-- START MATERIAL PROVIDED --

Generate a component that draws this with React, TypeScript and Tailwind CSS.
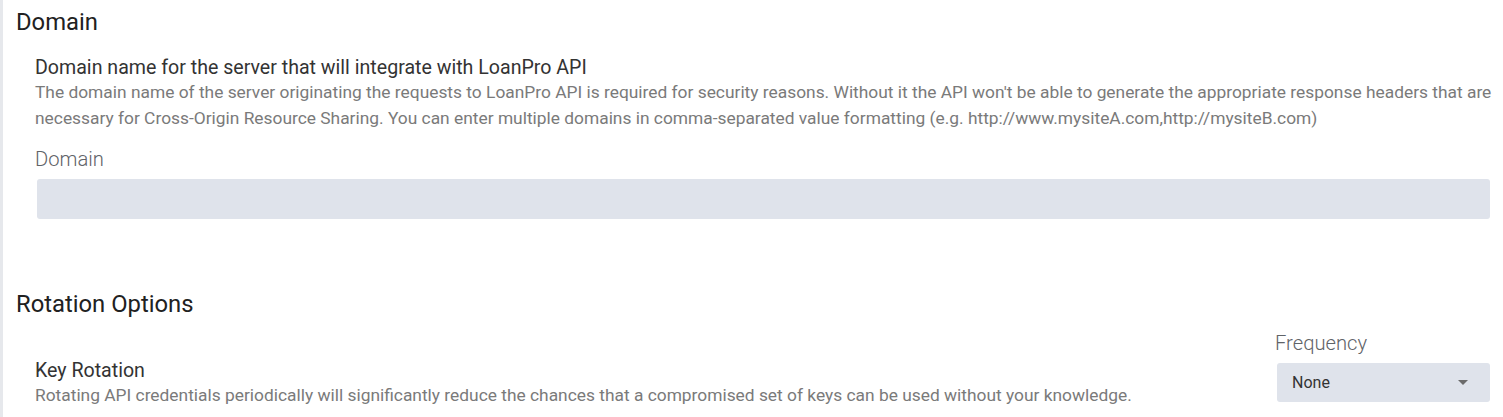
export default function App() {
  return (
    <div className="min-h-[417px] w-full bg-white font-['Roboto',sans-serif] flex">
      <div className="w-[3px] shrink-0 bg-[#e6e8ec]" />
      <div className="flex-1 pl-[13px] pr-[13px]">
        {/* Domain */}
        <section className="pt-[9px]">
          <h2 className="text-[23.8px] leading-[26px] text-[#212121]">Domain</h2>
          <div className="pl-[19px] pt-[22px]">
            <div className="text-[19.6px] leading-[22px] text-[#333]">
              Domain name for the server that will integrate with LoanPro API
            </div>
            <p className="mr-[-8px] text-[17.36px] leading-[26px] text-[#7a7a7a]">
              The domain name of the server originating the requests to LoanPro API is required for security reasons. Without it the API won't be able to generate the appropriate response headers that are necessary for Cross-Origin Resource Sharing. You can enter multiple domains in comma-separated value formatting (e.g. http://www.mysiteA.com,http://mysiteB.com)
            </p>
            <label className="block pt-[16px] text-[20.2px] leading-[24px] font-light text-[#5f6368]">Domain</label>
            <div className="mt-[8px] ml-[2px] h-[40px] rounded-[3px] bg-[#dfe3eb]" />
          </div>
        </section>

        {/* Rotation Options */}
        <section className="pt-[72px]">
          <h2 className="text-[23.8px] leading-[26px] text-[#212121]">Rotation Options</h2>
          <div className="pl-[19px] pt-[14px] flex items-start justify-between">
            <div className="pt-[28px]">
              <div className="text-[19.6px] leading-[24px] text-[#333]">Key Rotation</div>
              <div className="text-[17.36px] leading-[24px] text-[#7a7a7a]">
                Rotating API credentials periodically will significantly reduce the chances that a compromised set of keys can be used without your knowledge.
              </div>
            </div>
            <div className="w-[215px]">
              <label className="block text-[20.2px] leading-[24px] font-light text-[#5f6368]">Frequency</label>
              <div className="mt-[8px] ml-[2px] h-[39px] rounded-[3px] bg-[#dfe3eb] flex items-center justify-between pl-[15px] pr-[22px]">
                <span className="text-[16px] text-[#333]">None</span>
                <span className="w-0 h-0 border-l-[5px] border-r-[5px] border-t-[5px] border-l-transparent border-r-transparent border-t-[#6b6b6b]" />
              </div>
            </div>
          </div>
        </section>
      </div>
    </div>
  );
}
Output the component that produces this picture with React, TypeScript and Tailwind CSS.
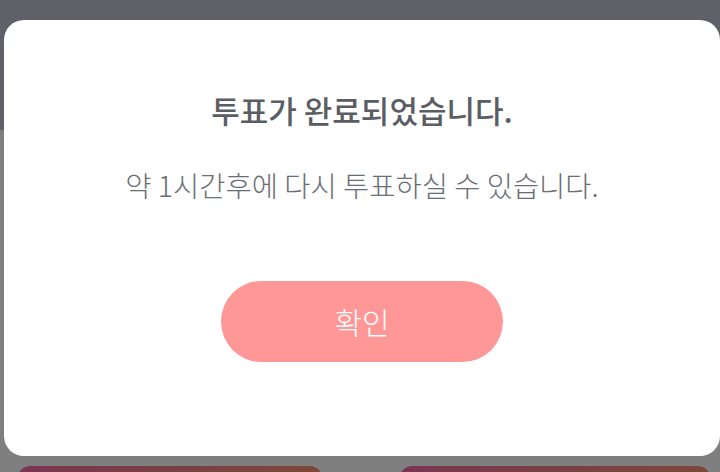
export default function App() {
  return (
    <div className="relative h-[472px] w-[720px] overflow-hidden bg-[#7f7f7f] font-['Noto_Sans_CJK_KR',sans-serif]">
      {/* page behind the dimmed overlay */}
      <div className="flex h-full flex-col">
        <div className="h-[130px] bg-[#5f6068]" />
        <div className="flex-1" />
        <div className="flex justify-between px-[18px]">
          <div className="h-[12px] w-[304px] translate-y-[6px] rounded-t-[14px] bg-gradient-to-r from-[#7a3550] to-[#7a4838]" />
          <div className="mr-[-8px] h-[12px] w-[310px] translate-y-[6px] rounded-t-[14px] bg-gradient-to-r from-[#7a3550] to-[#7a4838]" />
        </div>
      </div>

      {/* modal */}
      <div className="absolute left-[4px] top-[20px] flex h-[436px] w-[716px] flex-col items-center rounded-[20px] bg-white">
        <h1 className="mt-[70px] text-[31px] font-medium leading-[40px] text-[#5a5e64]">
          투표가 완료되었습니다.
        </h1>
        <p className="mt-[37px] text-[28.5px] font-light leading-[36px] text-[#6a6e74]">
          약 1시간후에 다시 투표하실 수 있습니다.
        </p>
        <button className="mt-[78px] flex h-[81px] w-[282px] items-center justify-center rounded-full bg-[#ff9797] text-[30px] font-light text-white">
          확인
        </button>
      </div>
    </div>
  );
}
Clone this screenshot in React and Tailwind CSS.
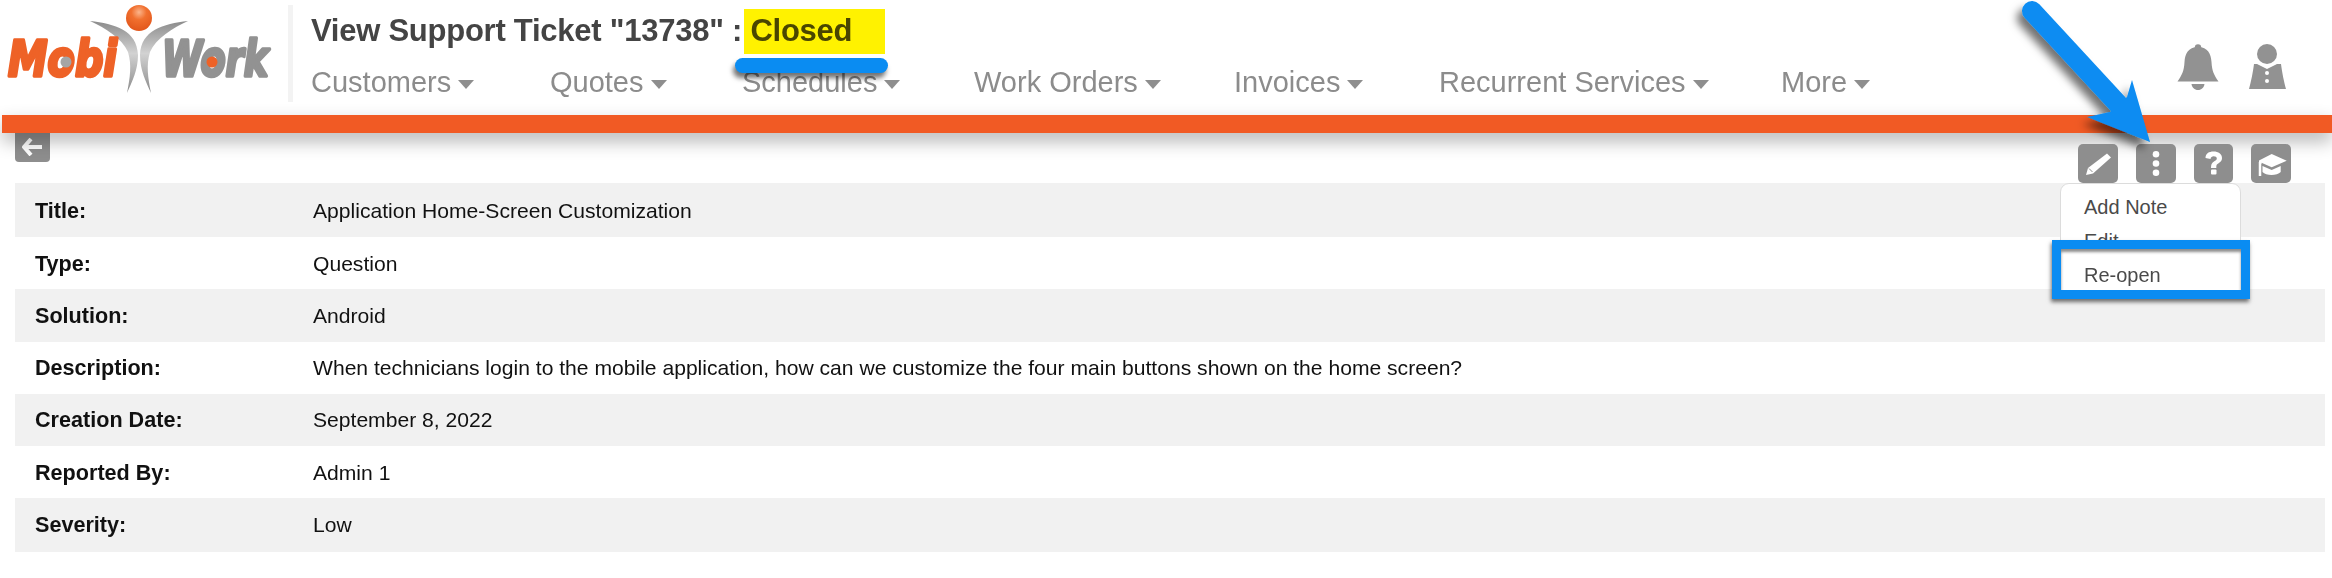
import React from "react";

const navItems = [
  ["Customers", "w-[239px]"],
  ["Quotes", "w-[192px]"],
  ["Schedules", "w-[232px]"],
  ["Work Orders", "w-[260px]"],
  ["Invoices", "w-[205px]"],
  ["Recurrent Services", "w-[342px]"],
  ["More", "w-[100px]"],
];

const rows = [
  ["Title:", "Application Home-Screen Customization", "bg-[#f1f1f1] h-[54px] pt-[2px]"],
  ["Type:", "Question", "bg-white h-[52px] pt-[2px]"],
  ["Solution:", "Android", "bg-[#f1f1f1] h-[53px]"],
  ["Description:", "When technicians login to the mobile application, how can we customize the four main buttons shown on the home screen?", "bg-white h-[52px]"],
  ["Creation Date:", "September 8, 2022", "bg-[#f1f1f1] h-[52px]"],
  ["Reported By:", "Admin 1", "bg-white h-[52px] pt-[2px]"],
  ["Severity:", "Low", "bg-[#f1f1f1] h-[54px]"],
];

function Logo() {
  return (
    <svg width="288" height="110" viewBox="0 0 288 110" className="shrink-0">
      <defs>
        <radialGradient id="ball" cx="50%" cy="28%" r="72%">
          <stop offset="0%" stopColor="#fbb58c" />
          <stop offset="40%" stopColor="#f1702f" />
          <stop offset="100%" stopColor="#e2561b" />
        </radialGradient>
        <linearGradient id="arm" x1="0" y1="0" x2="0" y2="1">
          <stop offset="0%" stopColor="#8b8b8b" />
          <stop offset="45%" stopColor="#d2d2d2" />
          <stop offset="100%" stopColor="#8a8a8a" />
        </linearGradient>
      </defs>
      <circle cx="139" cy="18" r="13" fill="url(#ball)" />
      <path d="M90 21C115 24 137 30 138 55C138 70 132 82 127 93C130 78 132 65 128 52C122 38 105 28 90 21Z" fill="url(#arm)" />
      <path d="M188 21C163 24 141 30 140 55C140 70 146 82 151 93C148 78 146 65 150 52C156 38 173 28 188 21Z" fill="url(#arm)" />
      <text x="8" y="76" fontFamily="'DejaVu Sans', sans-serif" fontWeight="700" fontStyle="italic" fontSize="50" textLength="109" lengthAdjust="spacingAndGlyphs" fill="#ee6227" stroke="#ee6227" strokeWidth="3.5" strokeLinejoin="round">Mobi</text>
      <circle cx="66" cy="62" r="5.500" fill="#a5a5a5" />
      <text x="162" y="76" fontFamily="'DejaVu Sans', sans-serif" fontWeight="700" fontStyle="italic" fontSize="50" textLength="106" lengthAdjust="spacingAndGlyphs" fill="#929292" stroke="#929292" strokeWidth="3.5" strokeLinejoin="round">Work</text>
      <circle cx="212" cy="62" r="5.500" fill="#ee6227" />
    </svg>
  );
}

function Caret() {
  return (
    <svg width="16" height="9" viewBox="0 0 16 9" className="ml-[7px] mt-[5px] shrink-0">
      <path d="M0 0H16L8 9Z" fill="#8e8e8e" />
    </svg>
  );
}

function Bell() {
  return (
    <svg width="42" height="46" viewBox="0 0 42 46">
      <circle cx="21" cy="3.5" r="3.2" fill="#929292" />
      <path d="M21 3C11 3 8 10 7.500 18C7 27 5 31 0.500 37.500H41.500C37 31 35 27 34.500 18C34 10 31 3 21 3Z" fill="#929292" />
      <path d="M14.500 40H27.500C27 43.500 24.500 46 21 46C17.500 46 15 43.500 14.500 40Z" fill="#929292" />
    </svg>
  );
}

function Person() {
  return (
    <svg width="38" height="46" viewBox="0 0 38 46">
      <circle cx="18" cy="10" r="10" fill="#929292" />
      <path d="M8 20L18 25L28 20L32 20C33 28 35 38 37 45H0C2 38 4 28 5 20Z" fill="#929292" />
      <circle cx="18" cy="29" r="2" fill="#fff" />
      <circle cx="18" cy="37" r="2" fill="#fff" />
    </svg>
  );
}

function ToolButton({ children, wide }) {
  return (
    <div className={`${wide ? "w-[40px]" : "w-[39px]"} h-[39px] rounded-[5px] bg-[#8e8e8e] shrink-0`}>
      <svg width="40" height="39" viewBox="0 0 40 39">
        {children}
      </svg>
    </div>
  );
}

export default function App() {
  return (
    <div className="relative w-[2332px] h-[578px] overflow-hidden bg-white font-['Liberation_Sans',Arial,sans-serif]">
      <header className="flex h-[115px] bg-white">
        <Logo />
        <div className="w-[5px] h-[97px] mt-[5px] bg-[#f3f3f3] shrink-0" />
        <div className="flex flex-col pl-[18px] min-w-0">
          <h1 className="h-[62px] pt-[13px] text-[31px] leading-[36px] font-bold text-[#444] tracking-[-0.25px] whitespace-nowrap">
            View Support Ticket "13738" :{" "}
            <span className="text-[#4a4a08]">Closed</span>
          </h1>
          <nav className="flex items-center h-[40px]">
            {navItems.map(([label, w]) => (
              <div key={label} className={`${w} flex items-center text-[29px] leading-[34px] text-[#8c8c8c] whitespace-nowrap`}>
                {label}
                <Caret />
              </div>
            ))}
          </nav>
        </div>
        <div className="ml-auto flex items-start gap-[30px] pt-[44px] pr-[45px]">
          <Bell />
          <Person />
        </div>
      </header>

      <div className="h-[18px] ml-[2px] bg-[#f15a24] relative shadow-[0_8px_18px_rgba(0,0,0,0.3)]" />

      <div className="flex justify-between items-start h-[50px] pl-[15px] pr-[41px]">
        <div className="w-[35px] h-[29px] rounded-b-[4px] bg-[#8e8e8e] flex items-start justify-center pt-[5px]">
          <svg width="22" height="18" viewBox="0 0 22 18">
            <path d="M9 1L2 9L9 17M2.500 9H20" fill="none" stroke="#fff" strokeWidth="4" strokeLinejoin="round" />
          </svg>
        </div>
        <div className="relative flex gap-[18px] pt-[11px]">
          <ToolButton wide>
            <path d="M29 9.500L33 13.500L15 29.500L8 31L10 24Z" fill="#fff" />
            <path d="M11 24.500L14.500 28" stroke="#8e8e8e" strokeWidth="1" />
          </ToolButton>
          <ToolButton wide>
            <circle cx="20" cy="10.300" r="3.300" fill="#fff" />
            <circle cx="20" cy="19.500" r="3.300" fill="#fff" />
            <circle cx="20" cy="28.700" r="3.300" fill="#fff" />
          </ToolButton>
          <ToolButton>
            <path d="M11.500 14C11.500 9.500 15 7.500 19.500 7.500C24.500 7.500 28 10 28 14C28 17.500 25.500 18.500 23.500 20C22.500 20.800 22.300 21.500 22.300 24H17C17 20 18 19 20 17.500C21.500 16.500 22.800 16 22.800 14.500C22.800 13 21.500 12.300 19.700 12.300C18 12.300 16.800 13.200 16.500 15Z" fill="#fff" />
            <rect x="17" y="25.500" width="5.500" height="5" rx="1" fill="#fff" />
          </ToolButton>
          <ToolButton wide>
            <path d="M20.700 10L35.700 16.700L20.700 23.300L10.500 18.800V20L8 19V16.500Z" fill="#fff" />
            <path d="M11.500 22L20.700 26L29.700 22V28C26 32 15 32 11.500 28Z" fill="#fff" />
            <path d="M9 18V32" stroke="#fff" strokeWidth="2.500" />
          </ToolButton>
          <div className="absolute left-[-18px] top-[50px] z-10 w-[181px] h-[112px] rounded-[9px] bg-white border border-[#dcdcdc] pl-[23px] pt-[6px] text-[20px] leading-[34px] text-[#4a4a4a]">
            <div>Add Note</div>
            <div>Edit</div>
          </div>
        </div>
      </div>

      <div className="ml-[15px] mr-[7px]">
        {rows.map(([label, value, cls]) => (
          <div key={label} className={`${cls} flex items-center text-[21.1px] leading-[26px] text-[#111]`}>
            <div className="w-[298px] pl-[20px] font-bold text-[21.6px] shrink-0">{label}</div>
            <div>{value}</div>
          </div>
        ))}
      </div>

      {/* annotations lying over the page */}
      <div className="absolute left-[744px] top-[9px] w-[141px] h-[45px] bg-[#fff200] mix-blend-multiply" />
      <div className="absolute left-[735px] top-[58px] w-[153px] h-[15px] rounded-[8px] bg-[#0a8cf2] shadow-[-2px_5px_5px_rgba(0,0,0,0.55)]" />
      <div className="absolute left-[2052px] top-[240px] z-20 w-[198px] h-[59px] border-[9px] border-[#0a8cf2] bg-white shadow-[-1px_3px_4px_rgba(0,0,0,0.55),inset_0_3px_3px_rgba(0,0,0,0.45)] pl-[23px] pt-[9px] text-[20px] leading-[34px] text-[#4a4a4a]">
        Re-open
      </div>
      <svg className="absolute left-[2000px] top-0 z-20 overflow-visible" width="170" height="150" viewBox="0 0 170 150">
        <defs>
          <filter id="sh" x="-30%" y="-30%" width="160%" height="160%">
            <feDropShadow dx="-5" dy="7" stdDeviation="4" floodColor="#000" floodOpacity="0.55" />
          </filter>
        </defs>
        <g filter="url(#sh)">
          <path d="M32 11L118 104" stroke="#0a8cf2" strokeWidth="20" strokeLinecap="round" />
          <path d="M132 80L150 142L87 117L110 112L127 97Z" fill="#0a8cf2" />
        </g>
      </svg>
    </div>
  );
}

-- END MATERIAL PROVIDED --

# THE TASK
Copy each line of the records that contains the word "this".

# EXERCISE ANSWER
Generate a component that draws this with React, TypeScript and Tailwind CSS.
Output the component that produces this picture with React, TypeScript and Tailwind CSS.
Clone this screenshot in React and Tailwind CSS.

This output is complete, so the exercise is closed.